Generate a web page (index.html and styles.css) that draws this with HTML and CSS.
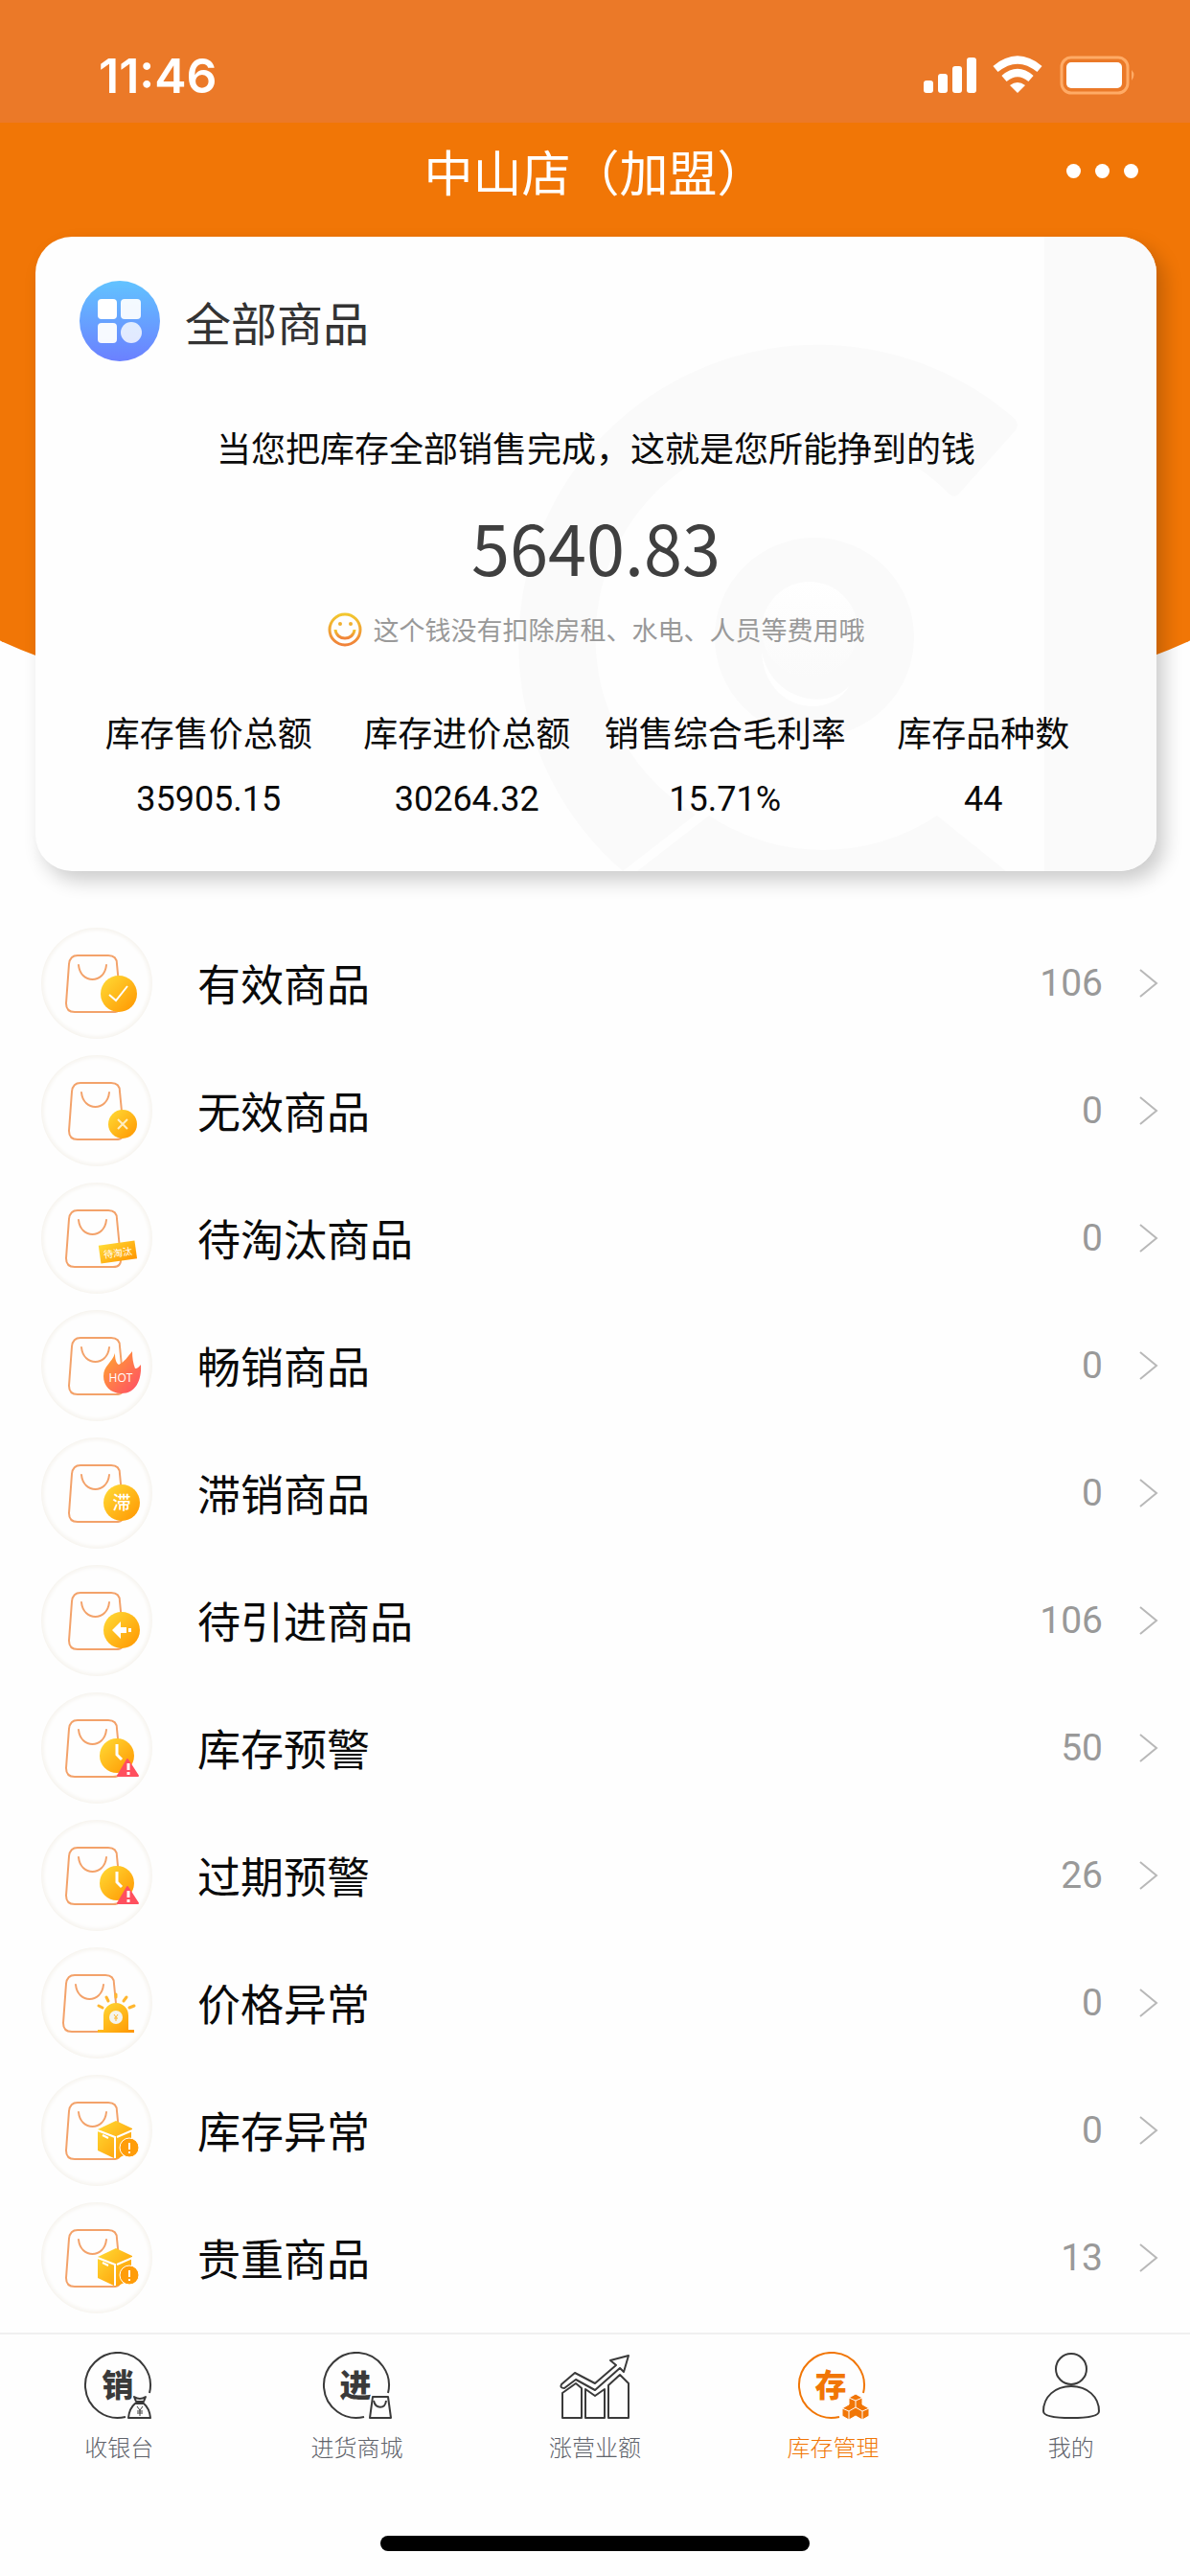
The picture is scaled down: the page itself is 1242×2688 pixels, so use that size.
FILE: index.html
```html
<!DOCTYPE html>
<html lang="zh-CN">
<head>
    <meta charset="UTF-8">
    <meta name="viewport" content="width=device-width, initial-scale=1.0">
    <title>库存管理</title>
    <link rel="stylesheet" href="styles.css">
</head>
<body>

    <!-- shared icon parts -->
    <svg class="defs" width="0" height="0" aria-hidden="true">
        <defs>
            <linearGradient id="gold" x1="0" y1="0" x2="1" y2="1">
                <stop offset="0" stop-color="#ffdc36"/>
                <stop offset="1" stop-color="#ff9500"/>
            </linearGradient>
            <linearGradient id="fire" x1="0" y1="0" x2="1" y2="1">
                <stop offset="0" stop-color="#ffa92e"/>
                <stop offset="1" stop-color="#ff4a68"/>
            </linearGradient>
            <linearGradient id="blue" x1="0" y1="0" x2="0" y2="1">
                <stop offset="0" stop-color="#62c3ff"/>
                <stop offset="1" stop-color="#6b80ff"/>
            </linearGradient>
            <linearGradient id="smile" x1="0" y1="0" x2="0" y2="1">
                <stop offset="0" stop-color="#f2c72e"/>
                <stop offset="1" stop-color="#f0823a"/>
            </linearGradient>
            <linearGradient id="fade" x1="0" y1="0" x2="0" y2="1">
                <stop offset="0" stop-color="#fff"/>
                <stop offset="1" stop-color="#fafafa"/>
            </linearGradient>
            <symbol id="bag" viewBox="0 0 116 116">
                <g fill="none" stroke="#f3a26a" stroke-width="2" stroke-linecap="round">
                    <path d="M38 29H70Q79 29 79 38L83 79Q84 88 75 88H35Q26 88 26 79L29 38Q30 29 38 29Z"/>
                    <path d="M39 39C41 59 66 59 68 39"/>
                </g>
            </symbol>
            <symbol id="clock" viewBox="0 0 116 116">
                <circle cx="79" cy="66" r="18" fill="url(#gold)"/>
                <path d="M79 54V65L84 70" fill="none" stroke="#fff" stroke-width="3"/>
                <path d="M90 70L101 87H80Z" fill="#ff4f5e" stroke="#ff4f5e" stroke-width="2" stroke-linejoin="round"/>
                <path d="M91 74V81M91 83V86" stroke="#fff" stroke-width="3"/>
            </symbol>
            <symbol id="box" viewBox="0 0 116 116">
                <path d="M59 57L78 48L95 56V80L78 88L59 79Z" fill="url(#gold)"/>
                <path d="M59 58L77 65V87M79 65L95 58V68" fill="none" stroke="#fff" stroke-width="2"/>
                <path d="M64 63L70 66" stroke="#fff" stroke-width="2"/>
                <circle cx="92" cy="76" r="10" fill="#ff9d0a" stroke="#fff" stroke-width="1"/>
                <path d="M92 71V78M92 80V82" stroke="#fff" stroke-width="2"/>
            </symbol>
        </defs>
    </svg>

    <div class="hero">
        <div class="status-bar">
            <span class="time">11:46</span>
            <svg width="224" height="42" viewBox="0 0 224 42" fill="#fff" aria-hidden="true">
                <rect x="2" y="26" width="10" height="13" rx="3"/>
                <rect x="17" y="19" width="10" height="20" rx="3"/>
                <rect x="32" y="11" width="10" height="28" rx="3"/>
                <rect x="47" y="2" width="10" height="37" rx="3"/>
                <g fill="none" stroke="#fff" stroke-width="8">
                    <path d="M77 14Q100 -5 123 14"/>
                    <path d="M86 24Q100 12 114 24"/>
                </g>
                <path d="M92 31Q100 25 108 31L100 39Z"/>
                <rect x="146" y="2" width="69" height="37" rx="10" fill="none" stroke="#ffab66" stroke-width="3"/>
                <rect x="151" y="7" width="58" height="27" rx="5"/>
                <path d="M219 15Q224 20 219 26Z" fill="#ffab66"/>
            </svg>
        </div>

        <header class="nav">
            <h1>中山店（加盟）</h1>
            <button class="more" type="button" aria-label="更多">
                <i></i><i></i><i></i>
            </button>
        </header>

        <section class="card">
            <svg class="watermark" viewBox="0 0 1170 662" preserveAspectRatio="xMaxYMid slice" aria-hidden="true">
                <rect x="1053" width="117" height="662" fill="#fafafa"/>
                <g fill="#fafafa">
                    <path d="M1020 188Q1028 195 1023 202L965 267Q960 274 953 268A215 215 0 1 0 689 603L613 662A310 310 0 0 1 1020 188Z"/>
                    <path d="M703 604A215 215 0 0 0 941 604L1013 662H628Z"/>
                    <circle cx="813" cy="418" r="104"/>
                </g>
                <circle cx="808" cy="410" r="50" fill="url(#fade)"/>
                <path d="M758 433C760 492 826 508 850 468C826 496 768 484 758 433Z" fill="#fff"/>
            </svg>

            <div class="card-head">
                <svg width="84" height="84" viewBox="0 0 84 84" aria-hidden="true">
                    <circle cx="42" cy="42" r="42" fill="url(#blue)"/>
                    <g fill="#fff">
                        <rect x="19" y="19" width="20" height="21" rx="4"/>
                        <rect x="43" y="19" width="21" height="21" rx="4" opacity=".93"/>
                        <rect x="19" y="44" width="20" height="21" rx="4" opacity=".95"/>
                        <circle cx="54" cy="54" r="11" opacity=".8"/>
                    </g>
                </svg>
                <h2>全部商品</h2>
            </div>

            <p class="slogan">当您把库存全部销售完成，这就是您所能挣到的钱</p>
            <p class="amount">5640.83</p>
            <p class="note">
                <svg width="36" height="36" viewBox="0 0 36 36" aria-hidden="true">
                    <circle cx="18" cy="18" r="16" fill="none" stroke="url(#smile)" stroke-width="3"/>
                    <circle cx="13" cy="12" r="2" fill="#f0b030"/>
                    <circle cx="24" cy="12" r="2" fill="#f0b030"/>
                    <path d="M8 18C9 30 27 30 28 18" fill="none" stroke="url(#smile)" stroke-width="3"/>
                </svg>
                这个钱没有扣除房租、水电、人员等费用哦
            </p>

            <dl class="stats">
                <div><dt>库存售价总额</dt><dd>35905.15</dd></div>
                <div><dt>库存进价总额</dt><dd>30264.32</dd></div>
                <div><dt>销售综合毛利率</dt><dd>15.71%</dd></div>
                <div><dt>库存品种数</dt><dd>44</dd></div>
            </dl>
        </section>
    </div>

    <main class="list">
        <a class="row" href="#">
            <svg class="icon" viewBox="0 0 116 116" aria-hidden="true">
                <use href="#bag"/>
                <circle cx="81" cy="69" r="19" fill="url(#gold)"/>
                <path d="M71 70L78 76L90 61" fill="none" stroke="#fff" stroke-width="2"/>
            </svg>
            <span class="name">有效商品</span><span class="count">106</span>
            <svg class="arrow" viewBox="0 0 20 30" aria-hidden="true"><path d="M1 1L18 15L1 29"/></svg>
        </a>
        <a class="row" href="#">
            <svg class="icon" viewBox="0 0 116 116" aria-hidden="true">
                <use href="#bag" x="3"/>
                <circle cx="85" cy="72" r="15" fill="url(#gold)"/>
                <path d="M80 67L90 77M90 67L80 77" stroke="#ffeec2" stroke-width="2"/>
            </svg>
            <span class="name">无效商品</span><span class="count">0</span>
            <svg class="arrow" viewBox="0 0 20 30" aria-hidden="true"><path d="M1 1L18 15L1 29"/></svg>
        </a>
        <a class="row" href="#">
            <svg class="icon" viewBox="0 0 116 116" aria-hidden="true">
                <use href="#bag"/>
                <g transform="rotate(-8 80 73)">
                    <rect x="61" y="63" width="38" height="19" fill="url(#gold)"/>
                    <text class="tag-text" x="80" y="77">待淘汰</text>
                </g>
            </svg>
            <span class="name">待淘汰商品</span><span class="count">0</span>
            <svg class="arrow" viewBox="0 0 20 30" aria-hidden="true"><path d="M1 1L18 15L1 29"/></svg>
        </a>
        <a class="row" href="#">
            <svg class="icon" viewBox="0 0 116 116" aria-hidden="true">
                <use href="#bag" x="3"/>
                <path d="M77 45C77 51 78 55 81 57C87 54 90 49 95 43C95 50 96 56 98 61C101 61 102 59 104 57C105 74 98 87 84 87C72 87 65 79 65 69C65 58 74 55 77 45Z" fill="url(#fire)"/>
                <text class="hot-text" x="83" y="75">HOT</text>
            </svg>
            <span class="name">畅销商品</span><span class="count">0</span>
            <svg class="arrow" viewBox="0 0 20 30" aria-hidden="true"><path d="M1 1L18 15L1 29"/></svg>
        </a>
        <a class="row" href="#">
            <svg class="icon" viewBox="0 0 116 116" aria-hidden="true">
                <use href="#bag" x="3"/>
                <circle cx="84" cy="68" r="19" fill="url(#gold)"/>
                <text class="slow-text" x="84" y="75">滞</text>
            </svg>
            <span class="name">滞销商品</span><span class="count">0</span>
            <svg class="arrow" viewBox="0 0 20 30" aria-hidden="true"><path d="M1 1L18 15L1 29"/></svg>
        </a>
        <a class="row" href="#">
            <svg class="icon" viewBox="0 0 116 116" aria-hidden="true">
                <use href="#bag" x="3"/>
                <circle cx="84" cy="68" r="19" fill="url(#gold)"/>
                <path d="M74 68L83 59V65H89V71H83V77ZM91 66H94V70H91Z" fill="#fff"/>
            </svg>
            <span class="name">待引进商品</span><span class="count">106</span>
            <svg class="arrow" viewBox="0 0 20 30" aria-hidden="true"><path d="M1 1L18 15L1 29"/></svg>
        </a>
        <a class="row" href="#">
            <svg class="icon" viewBox="0 0 116 116" aria-hidden="true">
                <use href="#bag"/>
                <use href="#clock"/>
            </svg>
            <span class="name">库存预警</span><span class="count">50</span>
            <svg class="arrow" viewBox="0 0 20 30" aria-hidden="true"><path d="M1 1L18 15L1 29"/></svg>
        </a>
        <a class="row" href="#">
            <svg class="icon" viewBox="0 0 116 116" aria-hidden="true">
                <use href="#bag"/>
                <use href="#clock"/>
            </svg>
            <span class="name">过期预警</span><span class="count">26</span>
            <svg class="arrow" viewBox="0 0 20 30" aria-hidden="true"><path d="M1 1L18 15L1 29"/></svg>
        </a>
        <a class="row" href="#">
            <svg class="icon" viewBox="0 0 116 116" aria-hidden="true">
                <use href="#bag" x="-3"/>
                <path d="M65 86V71A13 13 0 0 1 91 71V86H97V89H59V86Z" fill="url(#gold)"/>
                <circle cx="78" cy="73" r="7" fill="#f4f4ee"/>
                <path d="M76 70L78 73L80 70M78 73V77M76 74H80" fill="none" stroke="#ffb62e" stroke-width="1"/>
                <path d="M60 61L64 63M68 52L70 56M78 49V52M89 52L86 56M97 61L92 63" stroke="#ffb62e" stroke-width="3" stroke-linecap="round"/>
            </svg>
            <span class="name">价格异常</span><span class="count">0</span>
            <svg class="arrow" viewBox="0 0 20 30" aria-hidden="true"><path d="M1 1L18 15L1 29"/></svg>
        </a>
        <a class="row" href="#">
            <svg class="icon" viewBox="0 0 116 116" aria-hidden="true">
                <use href="#bag"/>
                <use href="#box"/>
            </svg>
            <span class="name">库存异常</span><span class="count">0</span>
            <svg class="arrow" viewBox="0 0 20 30" aria-hidden="true"><path d="M1 1L18 15L1 29"/></svg>
        </a>
        <a class="row" href="#">
            <svg class="icon" viewBox="0 0 116 116" aria-hidden="true">
                <use href="#bag"/>
                <use href="#box"/>
            </svg>
            <span class="name">贵重商品</span><span class="count">13</span>
            <svg class="arrow" viewBox="0 0 20 30" aria-hidden="true"><path d="M1 1L18 15L1 29"/></svg>
        </a>
    </main>

    <footer class="footer">
        <nav class="tabs">
            <a class="tab" href="#">
                <svg viewBox="0 0 76 72" aria-hidden="true">
                    <path d="M70 43A34 34 0 1 0 45 68"/>
                    <text class="tab-char" x="37" y="47">销</text>
                    <path class="cover" d="M53 45H68L66 52Q71 56 71 69H47Q47 56 55 52Z"/>
                    <path class="thin" d="M54 47Q60 51 66 47L64 52H56ZM55 54H64Q70 59 71 69H48Q49 59 55 54Z"/>
                    <path class="hair" d="M57 57L60 61L63 57M60 61V67M57 62H63M57 64H63"/>
                </svg>
                <span>收银台</span>
            </a>
            <a class="tab" href="#">
                <svg viewBox="0 0 76 72" aria-hidden="true">
                    <path d="M70 43A34 34 0 1 0 45 68"/>
                    <text class="tab-char" x="36" y="47">进</text>
                    <path class="cover" d="M52 45H72L75 71H49Z"/>
                    <path class="thin" d="M54 47H70L73 69H51Z"/>
                    <path class="thin" d="M55 51C57 60 67 60 68 51"/>
                </svg>
                <span>进货商城</span>
            </a>
            <a class="tab" href="#">
                <svg viewBox="0 0 76 72" aria-hidden="true">
                    <path d="M4 69V43L18 33L24 38V69ZM28 69V39L38 46L48 39V69ZM52 69V35L64 24L73 33V69Z"/>
                    <path d="M3 34L17 22L38 33L60 14L54 9L73 4L68 21L64 17L38 40L18 29L6 38Q1 38 3 34Z"/>
                </svg>
                <span>涨营业额</span>
            </a>
            <a class="tab active" href="#" aria-current="page">
                <svg viewBox="0 0 76 72" aria-hidden="true">
                    <path d="M70 43A34 34 0 1 0 45 68"/>
                    <text class="tab-char" x="36" y="47">存</text>
                    <path class="solid" d="M62 44L69 48V55L76 59V67L69 71L62 67L55 71L48 67V59L55 55V48Z"/>
                    <path class="split" d="M55 48L62 51L69 48M62 51V58M48 59L55 62L62 58L69 62L76 59M55 62V71M69 62V71"/>
                </svg>
                <span>库存管理</span>
            </a>
            <a class="tab" href="#">
                <svg viewBox="0 0 76 72" aria-hidden="true">
                    <circle cx="38" cy="18" r="16"/>
                    <path d="M38 36C21 36 9 47 9 62Q9 69 38 69Q67 69 67 62C67 47 55 36 38 36Z"/>
                </svg>
                <span>我的</span>
            </a>
        </nav>
        <div class="home-bar"></div>
    </footer>

</body>
</html>
```

FILE: styles.css
```css
* {
    box-sizing: border-box;
    margin: 0;
    padding: 0;
}

body {
    min-height: 100vh;
    display: flex;
    flex-direction: column;
    background-color: #fefefe;
    color: #0a0a0a;
    font-family: "Noto Sans CJK SC", sans-serif;
    overflow-x: hidden;
}

a {
    color: inherit;
    text-decoration: none;
}

.defs {
    position: absolute;
}

/* orange area, curved at the bottom behind the card */
.hero {
    position: relative;
    z-index: 0;
    overflow-x: clip;
}

.hero::before {
    content: "";
    position: absolute;
    z-index: -1;
    top: 0;
    left: -10%;
    width: 120%;
    height: 770px;
    background-color: #f17606;
    border-radius: 0 0 50% 50% / 0 0 227px 227px;
}

.status-bar {
    display: flex;
    justify-content: space-between;
    align-items: center;
    height: 128px;
    padding: 30px 56px 0 103px;
    background-color: #eb7928;
    color: #fff;
}

.time {
    font-family: Inter, sans-serif;
    font-size: 50px;
    font-weight: 600;
}

.nav {
    display: grid;
    grid-template-columns: 1fr auto 1fr;
    align-items: center;
    height: 100px;
    padding: 0 54px;
    color: #fff;
}

.nav h1 {
    grid-column: 2;
    font-size: 51px;
    font-weight: 400;
}

.more {
    justify-self: end;
    display: flex;
    gap: 15px;
    border: none;
    background: none;
    cursor: pointer;
}

.more i {
    width: 15px;
    height: 15px;
    border-radius: 50%;
    background-color: #fff;
}

.card {
    position: relative;
    z-index: 0;
    margin: 19px 35px 0 37px;
    padding: 46px 46px 50px;
    border-radius: 38px;
    background-color: #fefefe;
    box-shadow: 8px 10px 20px rgba(0, 0, 0, 0.2);
    text-align: center;
}

.watermark {
    position: absolute;
    z-index: -1;
    top: 0;
    left: 0;
    width: 100%;
    height: 100%;
    border-radius: 38px;
}

.card-head {
    display: flex;
    align-items: center;
    gap: 26px;
    height: 84px;
}

.card-head h2 {
    font-size: 48px;
    font-weight: 400;
    color: #333;
}

.slogan {
    margin-top: 64px;
    font-size: 36px;
    line-height: 50px;
}

.amount {
    margin-top: 29px;
    font-size: 72px;
    line-height: 100px;
    color: #3f3f3f;
}

.note {
    display: flex;
    justify-content: center;
    align-items: center;
    gap: 12px;
    margin-top: 17px;
    font-size: 27px;
    line-height: 40px;
    color: #999;
}

.stats {
    display: grid;
    grid-template-columns: repeat(4, 1fr);
    margin-top: 61px;
    font-size: 36px;
    line-height: 50px;
    white-space: nowrap;
}

.stats dd {
    margin-top: 21px;
    font-family: Roboto, sans-serif;
}

.list {
    padding-top: 50px;
}

.row {
    display: flex;
    align-items: center;
    height: 133px;
    padding: 0 33px 0 43px;
}

.icon {
    flex: none;
    width: 116px;
    height: 116px;
    border-radius: 50%;
    box-shadow: inset 0 0 4px 2px #f5f2ec;
}

.tag-text,
.hot-text,
.slow-text {
    fill: #fff;
    text-anchor: middle;
}

.tag-text {
    font-size: 10px;
}

.hot-text {
    font-family: "Open Sans", sans-serif;
    font-size: 12px;
}

.slow-text {
    font-size: 19px;
    font-weight: 500;
}

.name {
    flex: 1;
    margin-left: 47px;
    font-size: 45px;
}

.count {
    font-family: Roboto, sans-serif;
    font-size: 39px;
    color: #999;
}

.arrow {
    width: 20px;
    height: 30px;
    margin-left: 38px;
    fill: none;
    stroke: #b8b8b8;
    stroke-width: 2;
}

.footer {
    margin-top: auto;
    padding-bottom: 26px;
    border-top: 2px solid #f0f0f0;
}

.tabs {
    display: flex;
    padding-top: 18px;
}

.tab {
    flex: 1;
    display: flex;
    flex-direction: column;
    align-items: center;
    gap: 11px;
    font-size: 24px;
    font-weight: 300;
    line-height: 32px;
    color: #5f636b;
}

.tab svg {
    width: 76px;
    height: 72px;
    fill: none;
    stroke: #3a3a3a;
    stroke-width: 2;
    stroke-linejoin: round;
}

.tab .tab-char {
    font-size: 33px;
    font-weight: 900;
    text-anchor: middle;
    fill: #3a3a3a;
    stroke: none;
}

.tab .cover {
    fill: #fefefe;
    stroke: none;
}

.tab .thin {
    stroke-width: 2;
}

.tab .hair {
    stroke-width: 1;
}

.tab.active {
    color: #f17606;
}

.tab.active svg {
    stroke: #f17606;
}

.tab.active .tab-char {
    fill: #f17606;
}

.tab.active .solid {
    fill: #f17606;
    stroke: #fefefe;
    stroke-width: 1;
}

.tab.active .split {
    stroke: #fefefe;
    stroke-width: 1;
}

.home-bar {
    width: 36%;
    height: 16px;
    margin: 77px auto 0;
    border-radius: 8px;
    background-color: #000;
}
```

Work to do: Point out every line holding the string "styles" and copy it.

Solved exercise:
Generate a web page (index.html and styles.css) that draws this with HTML and CSS.
    <link rel="stylesheet" href="styles.css">
FILE: styles.css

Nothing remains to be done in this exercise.